The Treasury earned Sh13.1 billion in five years from buying government paper using cash that investors have failed to claim in bank accounts, dividends and mobile money wallets such as M-Pesa.
The Unclaimed Financial Assets Authority (UFAA)—an agency under the Treasury—says it invested unclaimed cash worth Sh22.3 billion in buying Treasury bonds and bills between 2019 and 2024.
This earned it a cumulative return of 58.7 percent or Sh13.1 billion, with the cash being kept in a bank because there is no policy to guide the use of the earnings.
Unclaimed assets include money in bank accounts and dividends which have been dormant for more than five years, bankers’ cheques not cashed and contents in safe deposit boxes unclaimed for more than two years.
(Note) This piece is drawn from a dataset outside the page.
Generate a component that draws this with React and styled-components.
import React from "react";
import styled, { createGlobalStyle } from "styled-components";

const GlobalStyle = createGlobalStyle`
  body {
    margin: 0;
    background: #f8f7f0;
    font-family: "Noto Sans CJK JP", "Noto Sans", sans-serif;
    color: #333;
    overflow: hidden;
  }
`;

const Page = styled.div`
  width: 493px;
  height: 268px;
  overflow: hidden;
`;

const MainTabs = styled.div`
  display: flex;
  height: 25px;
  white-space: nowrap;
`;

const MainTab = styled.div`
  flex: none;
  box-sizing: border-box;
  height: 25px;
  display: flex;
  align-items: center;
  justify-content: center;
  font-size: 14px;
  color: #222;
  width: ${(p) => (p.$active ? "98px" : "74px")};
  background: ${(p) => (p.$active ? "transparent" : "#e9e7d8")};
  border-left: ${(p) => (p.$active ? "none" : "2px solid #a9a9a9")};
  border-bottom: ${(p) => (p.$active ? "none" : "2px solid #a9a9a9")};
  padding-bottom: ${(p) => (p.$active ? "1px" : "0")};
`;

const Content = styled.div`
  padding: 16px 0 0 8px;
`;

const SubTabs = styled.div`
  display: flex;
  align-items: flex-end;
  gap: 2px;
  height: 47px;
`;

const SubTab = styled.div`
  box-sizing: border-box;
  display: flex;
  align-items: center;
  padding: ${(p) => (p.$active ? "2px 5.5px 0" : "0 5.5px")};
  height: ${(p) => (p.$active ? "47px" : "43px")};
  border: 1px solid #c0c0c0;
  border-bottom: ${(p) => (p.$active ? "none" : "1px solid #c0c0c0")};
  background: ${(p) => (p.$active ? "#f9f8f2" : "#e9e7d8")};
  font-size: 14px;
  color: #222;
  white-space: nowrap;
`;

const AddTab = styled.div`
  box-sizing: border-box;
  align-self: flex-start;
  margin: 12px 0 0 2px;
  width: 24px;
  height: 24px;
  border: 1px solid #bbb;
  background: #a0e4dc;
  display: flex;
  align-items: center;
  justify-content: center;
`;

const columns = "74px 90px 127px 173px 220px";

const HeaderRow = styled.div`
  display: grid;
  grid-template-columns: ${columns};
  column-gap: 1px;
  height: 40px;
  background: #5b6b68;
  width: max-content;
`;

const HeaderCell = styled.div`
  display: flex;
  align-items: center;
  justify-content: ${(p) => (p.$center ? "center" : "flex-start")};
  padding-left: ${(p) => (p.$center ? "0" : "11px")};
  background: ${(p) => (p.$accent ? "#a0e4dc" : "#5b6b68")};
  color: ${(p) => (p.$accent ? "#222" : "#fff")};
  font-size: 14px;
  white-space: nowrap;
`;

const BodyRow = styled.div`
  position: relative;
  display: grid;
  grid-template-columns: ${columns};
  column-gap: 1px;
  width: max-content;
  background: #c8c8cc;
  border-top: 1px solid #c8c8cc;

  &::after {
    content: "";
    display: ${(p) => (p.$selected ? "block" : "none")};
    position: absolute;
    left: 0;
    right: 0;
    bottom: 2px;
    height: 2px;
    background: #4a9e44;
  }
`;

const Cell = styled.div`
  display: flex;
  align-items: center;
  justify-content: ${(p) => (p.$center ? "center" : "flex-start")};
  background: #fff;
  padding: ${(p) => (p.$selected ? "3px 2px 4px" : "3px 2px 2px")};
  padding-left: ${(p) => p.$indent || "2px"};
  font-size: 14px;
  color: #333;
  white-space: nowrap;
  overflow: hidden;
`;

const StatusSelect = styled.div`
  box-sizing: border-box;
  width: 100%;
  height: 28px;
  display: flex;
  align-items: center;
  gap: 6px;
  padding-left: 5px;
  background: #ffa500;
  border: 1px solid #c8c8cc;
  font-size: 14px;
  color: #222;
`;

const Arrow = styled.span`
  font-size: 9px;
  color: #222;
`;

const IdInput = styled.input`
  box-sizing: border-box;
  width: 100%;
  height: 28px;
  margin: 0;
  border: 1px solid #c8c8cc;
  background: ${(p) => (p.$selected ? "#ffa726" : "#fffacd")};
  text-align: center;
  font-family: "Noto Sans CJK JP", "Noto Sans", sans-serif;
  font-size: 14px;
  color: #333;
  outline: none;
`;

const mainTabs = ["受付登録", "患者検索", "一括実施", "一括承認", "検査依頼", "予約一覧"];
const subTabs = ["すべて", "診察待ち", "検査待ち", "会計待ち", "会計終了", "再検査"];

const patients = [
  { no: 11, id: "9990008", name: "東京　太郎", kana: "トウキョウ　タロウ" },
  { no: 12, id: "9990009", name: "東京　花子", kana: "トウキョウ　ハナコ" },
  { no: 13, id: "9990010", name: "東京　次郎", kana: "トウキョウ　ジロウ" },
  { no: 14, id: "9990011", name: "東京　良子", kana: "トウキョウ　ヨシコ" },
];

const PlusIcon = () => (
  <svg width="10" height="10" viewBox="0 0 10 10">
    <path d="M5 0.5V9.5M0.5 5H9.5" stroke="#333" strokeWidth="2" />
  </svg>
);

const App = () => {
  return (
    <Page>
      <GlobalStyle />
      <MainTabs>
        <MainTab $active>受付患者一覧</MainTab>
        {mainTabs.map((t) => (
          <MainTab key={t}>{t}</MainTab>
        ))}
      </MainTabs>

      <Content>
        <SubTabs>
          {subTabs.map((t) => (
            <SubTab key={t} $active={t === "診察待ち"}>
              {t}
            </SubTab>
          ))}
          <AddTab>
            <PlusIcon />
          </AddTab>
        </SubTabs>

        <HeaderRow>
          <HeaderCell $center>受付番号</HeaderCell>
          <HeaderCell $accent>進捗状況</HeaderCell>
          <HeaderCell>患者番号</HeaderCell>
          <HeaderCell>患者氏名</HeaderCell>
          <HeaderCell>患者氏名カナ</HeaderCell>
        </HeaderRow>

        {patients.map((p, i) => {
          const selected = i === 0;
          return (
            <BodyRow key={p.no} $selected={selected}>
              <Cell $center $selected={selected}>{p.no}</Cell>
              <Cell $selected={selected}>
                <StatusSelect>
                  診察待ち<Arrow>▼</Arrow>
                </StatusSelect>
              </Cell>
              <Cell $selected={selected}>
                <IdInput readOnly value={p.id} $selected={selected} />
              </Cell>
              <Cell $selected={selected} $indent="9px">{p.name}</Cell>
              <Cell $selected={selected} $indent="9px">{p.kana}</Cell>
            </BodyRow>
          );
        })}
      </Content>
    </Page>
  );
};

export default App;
Insurance policies that remain uncollected for two years and cash sitting in mobile telephony wallets for the same period should be transferred to UFAA.
Unclaimed cash, shares and dividends surrendered to UFAA crossed the Sh75 billion mark in November last year, reflecting the difficulty in reuniting the idle wealth as investors, including tycoons, show disinterest in reclaiming the assets.
The law directs UFAA to invest half the unclaimed cash in Treasury bonds, 45 percent in Treasury bills and retain five percent as cash.
UFAA used Sh3.4 billion or a quarter of the income generated to finance its operations and kept Sh9.6 billion in cash despite the cash crunch in government.
“This implied that the Authority was able to safeguard the unclaimed financial assets received from holders and, at the same time, make returns on investment. A portion of the returns from the investments was used to finance the Authority’s operations,” said the Auditor-General in a report on UFAA.
UFAA’s reliance on the investment income to fund its operations more than doubled in the five years to Sh761.3 million last year, up from Sh354.6 million in 2019. There was no breakdown on how the UFAA used the amount.
“The absence of such a policy may pose the risk of the country losing out on public investment opportunities that could uplift the economy,” said the Auditor-General.
“For instance, the amount of Sh9.6 billion in the Trust Fund account is a substantial amount to construct and equip a medical facility equivalent to the Kenyatta University Teaching and Referral Hospital, which cost approximately Sh10 billion,” added the Auditor-General.
UFAA is holding on to the cash at a time the Treasury is battling a cash crunch in the wake of revenue shortfalls and mounting public debt that has cut the appetite for borrowing.
The State has been reluctant to introduce new taxes following the 2024 Gen Z protests that forced the withdrawal of the Finance Bill with Sh345 billion in new levies.
UFAA’s returns rode on the back of double-digit yields from government paper as the Treasury tapped the local debt market to plug budget shortfalls.
Last year, Treasury bonds offered returns as high as 18.5 percent while the average yield on Treasury bills was between 9.89 percent and 16.99 percent.
Government securities offered average returns of 13.64 percent in 2023 and 12.83 percent in 2022, ranking them among the best-performing asset classes at a time when the stock market was facing headwinds and real estate was yet to recover from the effects of Covid-19.
Returns from government securities have since dropped as the State races to cut its borrowing costs in line with the Central Bank of Kenya’s cuts on its benchmark rate.
Treasury bills have dropped to 7.82 percent and bonds to a range of between 12.65 percent to 13.53 percent.
Many Kenyans, said UFAA, remain uninterested in pursuing funds legally belonging to them or their families.
The authority reckons it had received Sh36.09 billion in cash in local and foreign currencies from Sh23.2 billion in 2021.
Billionaire businessmen, former powerful government officials and prominent politicians are in the long list of individuals with shares worth Sh39.4 billion that have been surrendered to the Treasury, up from Sh30 billion in 2021 and Sh16.42 billion in 2017.
The shares surrendered to the authority remained idle as UFAA did not have a mechanism to receive and manage non-cash assets.
UFAA is not allowed under the law to operate a Central Depository and Settlement Corporation (CDSC) account, which is necessary for facilitating the transfer of unclaimed shares.
Surrendered safe boxes that are believed to contain jewelry, title deeds, share certificates and Treasury bills rose to 3,737 units from 1,953 in June. Over 9.87 million unit trusts whose values were not disclosed are also part of the idle assets.
The money is largely held by insurance companies, banks, pension schemes, legal firms, mobile phone money wallets and saccos, among others.
So far, the authority has reunited less than 10 percent of the billions worth of shares and cash with beneficiaries, representing 1.9 percent of the unclaimed assets.
Kenyans have failed to claim Sh3.2 billion lying idle in M-Pesa wallets, with Airtel and Telkom Kenya subscribers having Sh114.3 million and Sh7 million, respectively.
Some of the unclaimed assets are linked to the deceased having kept their wealth secret and the absence of Wills.